The Christmas story is the greatest story ever told. It has all the elements; a difficult journey, a young couple left out in the cold, a baby delivered in the crudest of circumstances, a miraculous choir of angels invading a dark and lonely hillside, a new star spotted and followed by foreign astronomers.
But there is nothing more profound or impossible to wrap one’s mind around than the Story behind the story: that God the source of all things would choose to limit His limitless essence to a single cell to come all the way to where we are—to become one of us—so that we could come to Him and not be afraid.

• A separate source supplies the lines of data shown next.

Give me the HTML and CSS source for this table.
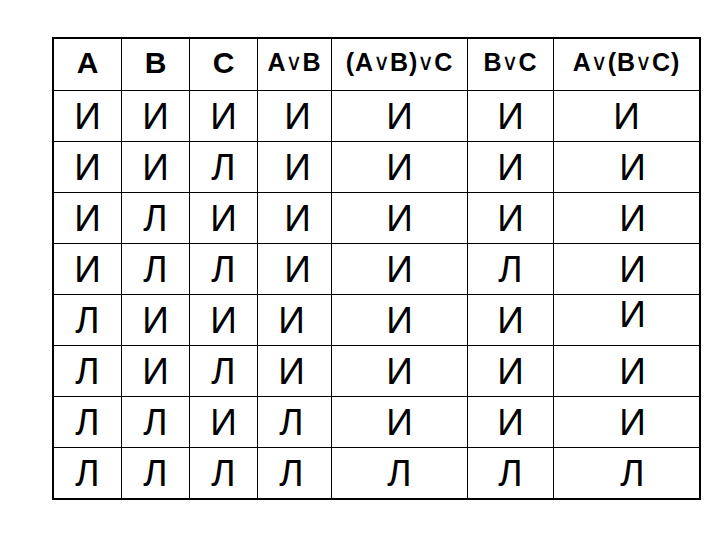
FILE: index.html
```html
<!DOCTYPE html>
<html lang="ru">
<head>
<meta charset="utf-8">
<title>Таблица истинности</title>
<link rel="stylesheet" href="styles.css">
</head>
<body>
<div class="page">
  <div class="truth">
    <div class="cell head big">A</div>
    <div class="cell head big">B</div>
    <div class="cell head big">C</div>
    <div class="cell head small">A<span class="op">∨</span>B</div>
    <div class="cell head small">(A<span class="op">∨</span>B)<span class="op">∨</span>C</div>
    <div class="cell head small">B<span class="op">∨</span>C</div>
    <div class="cell head small">A<span class="op">∨</span>(B<span class="op">∨</span>C)</div>

    <div class="cell">И</div><div class="cell">И</div><div class="cell">И</div><div class="cell sr">И</div><div class="cell">И</div><div class="cell">И</div><div class="cell">И</div>
    <div class="cell">И</div><div class="cell">И</div><div class="cell">Л</div><div class="cell sr">И</div><div class="cell">И</div><div class="cell">И</div><div class="cell srr">И</div>
    <div class="cell">И</div><div class="cell">Л</div><div class="cell">И</div><div class="cell sr">И</div><div class="cell">И</div><div class="cell">И</div><div class="cell srr">И</div>
    <div class="cell">И</div><div class="cell">Л</div><div class="cell">Л</div><div class="cell sr">И</div><div class="cell">И</div><div class="cell">Л</div><div class="cell srr">И</div>
    <div class="cell">Л</div><div class="cell">И</div><div class="cell">И</div><div class="cell sl">И</div><div class="cell">И</div><div class="cell">И</div><div class="cell srr up">И</div>
    <div class="cell">Л</div><div class="cell">И</div><div class="cell">Л</div><div class="cell sl">И</div><div class="cell">И</div><div class="cell">И</div><div class="cell srr">И</div>
    <div class="cell">Л</div><div class="cell">Л</div><div class="cell">И</div><div class="cell sl">Л</div><div class="cell">И</div><div class="cell">И</div><div class="cell srr">И</div>
    <div class="cell">Л</div><div class="cell">Л</div><div class="cell">Л</div><div class="cell sl">Л</div><div class="cell">Л</div><div class="cell">Л</div><div class="cell srr">Л</div>
  </div>
</div>
</body>
</html>
```

FILE: styles.css
```css
html, body {
  margin: 0;
  padding: 0;
  background: #ffffff;
}

.page {
  padding: 37px 0 0 52px;
}

.truth {
  display: grid;
  grid-template-columns: 67px 67px 67px 73px 135px 85px 145px;
  grid-template-rows: 51px repeat(8, 50px);
  gap: 1px;
  width: max-content;
  background: #000000;
  border: 2px solid #000000;
  font-family: "Liberation Sans", Arial, sans-serif;
  color: #000000;
}

.cell {
  background: #ffffff;
  display: flex;
  align-items: center;
  justify-content: center;
  font-size: 37px;
  line-height: 1;
}

.head {
  font-weight: bold;
}

.head.big {
  font-size: 30px;
  padding-bottom: 4px;
}

.head.small {
  font-size: 25px;
  padding-bottom: 5px;
  letter-spacing: 1px;
}

.op {
  font-family: "DejaVu Sans", sans-serif;
  font-weight: normal;
  font-size: 23px;
  margin: 0 -1px;
}

.sr {
  padding-left: 6px;
}

.sl {
  padding-right: 6px;
}

.srr {
  padding-left: 12px;
}

.up {
  padding-bottom: 12px;
}
```
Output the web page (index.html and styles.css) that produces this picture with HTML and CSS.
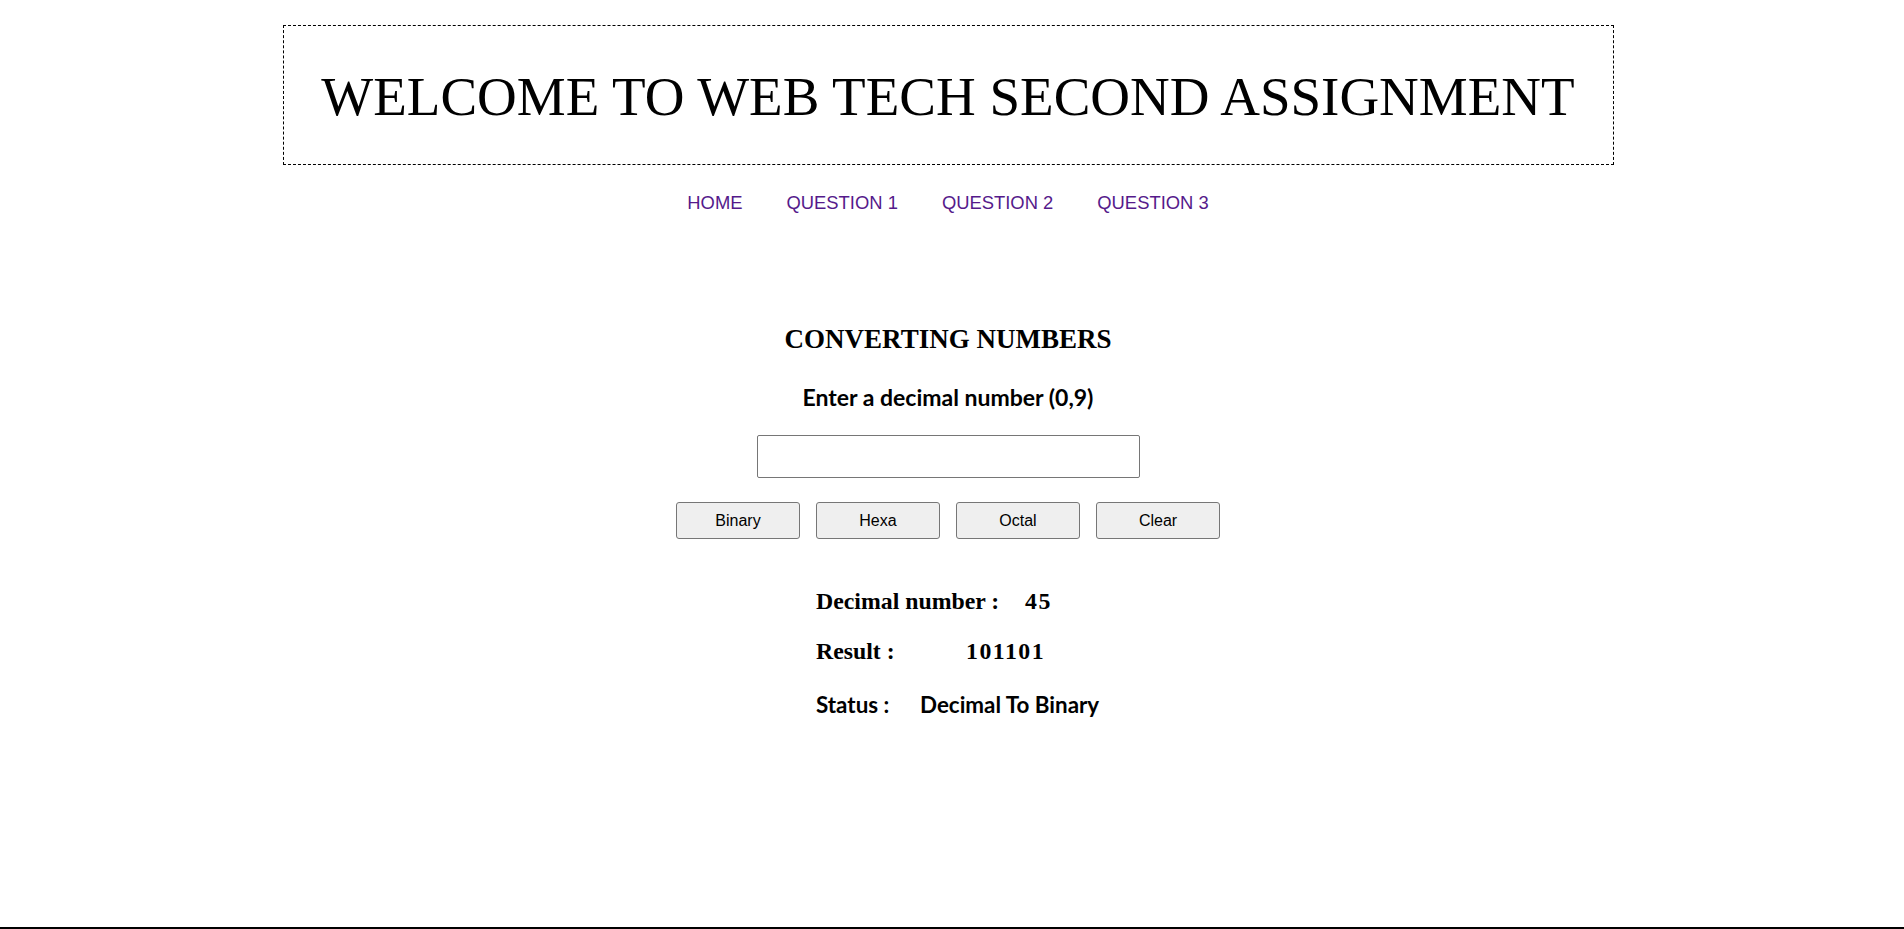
FILE: index.html
```html
<!DOCTYPE html>
<html lang="en">
<head>
<meta charset="utf-8">
<title>Web Tech Second Assignment</title>
<link rel="stylesheet" href="styles.css">
</head>
<body>
<div class="page">
  <header class="title-box">
    <h1 class="title">WELCOME TO WEB TECH SECOND ASSIGNMENT</h1>
  </header>
  <nav class="nav">
    <a href="#" class="nav-link">HOME</a>
    <a href="#" class="nav-link">QUESTION 1</a>
    <a href="#" class="nav-link">QUESTION 2</a>
    <a href="#" class="nav-link">QUESTION 3</a>
  </nav>
  <main class="converter">
    <h2 class="conv-title">CONVERTING NUMBERS</h2>
    <p class="prompt">Enter a decimal number (0,9)</p>
    <input type="text" class="num-input">
    <div class="buttons">
      <button class="btn">Binary</button>
      <button class="btn">Hexa</button>
      <button class="btn">Octal</button>
      <button class="btn">Clear</button>
    </div>
    <div class="results">
      <div class="row row-serif"><span class="lbl lbl-dec">Decimal number :</span><span class="val">45</span></div>
      <div class="row row-serif"><span class="lbl lbl-res">Result :</span><span class="val">101101</span></div>
      <div class="row row-sans"><span class="lbl lbl-status">Status :</span><span class="val-sans">Decimal To Binary</span></div>
    </div>
  </main>
</div>
<footer class="footer"></footer>
</body>
</html>
```
FILE: styles.css
```css
html, body {
  margin: 0;
  padding: 0;
  background: #fff;
  color: #000;
}
body {
  font-family: "Liberation Serif", "Times New Roman", serif;
}
.page {
  padding: 25px 8px 0 0;
}
.title-box {
  box-sizing: border-box;
  width: 1331px;
  height: 140px;
  margin: 0 auto;
  border: 1px dashed #000;
  padding-top: 43px;
  text-align: center;
}
.title {
  margin: 0;
  font-family: "Liberation Serif", serif;
  font-weight: normal;
  font-size: 55px;
  line-height: 55px;
  white-space: nowrap;
}
.nav {
  display: flex;
  justify-content: center;
  gap: 44px;
  margin-top: 27px;
  line-height: 22px;
}
.nav-link {
  font-family: "Liberation Sans", Arial, sans-serif;
  font-size: 18.4px;
  color: #551a8b;
  text-decoration: none;
}
.converter {
  display: flex;
  flex-direction: column;
  align-items: center;
  margin-top: 109px;
}
.conv-title {
  margin: 0;
  font-family: "Liberation Serif", serif;
  font-weight: bold;
  font-size: 27px;
  line-height: 32px;
}
.prompt {
  margin: 30px 0 0;
  font-family: Lato, "Open Sans", sans-serif;
  font-weight: bold;
  font-size: 23px;
  line-height: 24px;
}
.num-input {
  box-sizing: border-box;
  width: 383px;
  height: 43px;
  margin-top: 26px;
  border: 1px solid #767676;
  border-radius: 2px;
  padding: 0 4px;
  font-size: 16px;
  background: #fff;
}
.buttons {
  display: flex;
  gap: 16px;
  margin-top: 24px;
}
.btn {
  box-sizing: border-box;
  width: 124px;
  height: 37px;
  padding: 0;
  border: 1px solid #767676;
  border-radius: 3px;
  background: #efefef;
  color: #000;
  font-family: "Liberation Sans", Arial, sans-serif;
  font-size: 16px;
}
.results {
  width: 264px;
  margin-top: 48px;
  display: flex;
  flex-direction: column;
  gap: 22px;
  white-space: nowrap;
}
.row {
  display: flex;
  line-height: 28px;
  font-weight: bold;
}
.row-serif {
  font-family: "Liberation Serif", serif;
  font-size: 23.8px;
}
.row-sans {
  font-family: Lato, "Open Sans", sans-serif;
  font-size: 22.4px;
  margin-top: 4px;
}
.lbl {
  display: inline-block;
  flex: none;
}
.val {
  letter-spacing: 1.5px;
}
.lbl-dec { width: 209px; }
.lbl-res { width: 150px; }
.lbl-status { width: 104px; }
.footer {
  margin-top: 208px;
  border-top: 3px solid #000;
  height: 40px;
}
```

That story strains human comprehension and defies the boundaries of human logic. Yet, if it is true, it changes everything we could think about the deity, about what is actually power, and about all the goals we ever could make for ourselves as human beings. Theology, the study of God, is left speechless at such a profound claim. Yet, for well over two thousand years, there have been no end to the books and sermons about this deeper story. We will never be done with connecting the dots of every detail of this story from creation to this very day we are living. Nothing is incidental or accidental. Every “simple” detail is an eternal metaphor. This baby began in a rough-sawn wooden manger and ended nailed to a rough-sawn wooden cross. This helpless infant started his life wrapped in long bands of simple cloth to swaddle him and ended unwrapping his own burial clothes, folding them neatly, and walking out of his own tomb. Every detail in this story matters.
Yet, I hear some say, “Of course, we love Christmas! It is the story of a baby that doesn’t demand anything from us. We love the helpless-little-baby story.”
I can’t help but think that such comments must come from someone who never had a baby. Babies demand a total commitment from the start. There is no backing out. There is no letting up. A baby silently demands our all, right from the beginning.
Any mother knows a baby is a 24/7 responsibility. A baby consumes her energies, her attention, her engagement and her sleep. Without a word, without a job description, without a recess or a vacation, a baby demands our all. And there is no ending to this commitment, no moment when a parent can say, “Okay, this child is finished; he’s on his own.” No, a mother is always a mother. Every hurt, every rejection, every set-back this child endures tears at her very heart.
No wonder wise old Simeon said to Mary, “... and a sword will pierce your own soul, too.” Did his prediction come to her mind as she held the bled-out, dehydrated body of her son when the soldiers took him down from the cross?
Even as a grown man, this baby never forced anyone to serve him. He simply invited them to “leave their nets and follow him.” And still today it is the reality of Immanuel, God with us, that constrains us like a baby does its mother to commit to something that will change everything. It is the Love that will not let us go.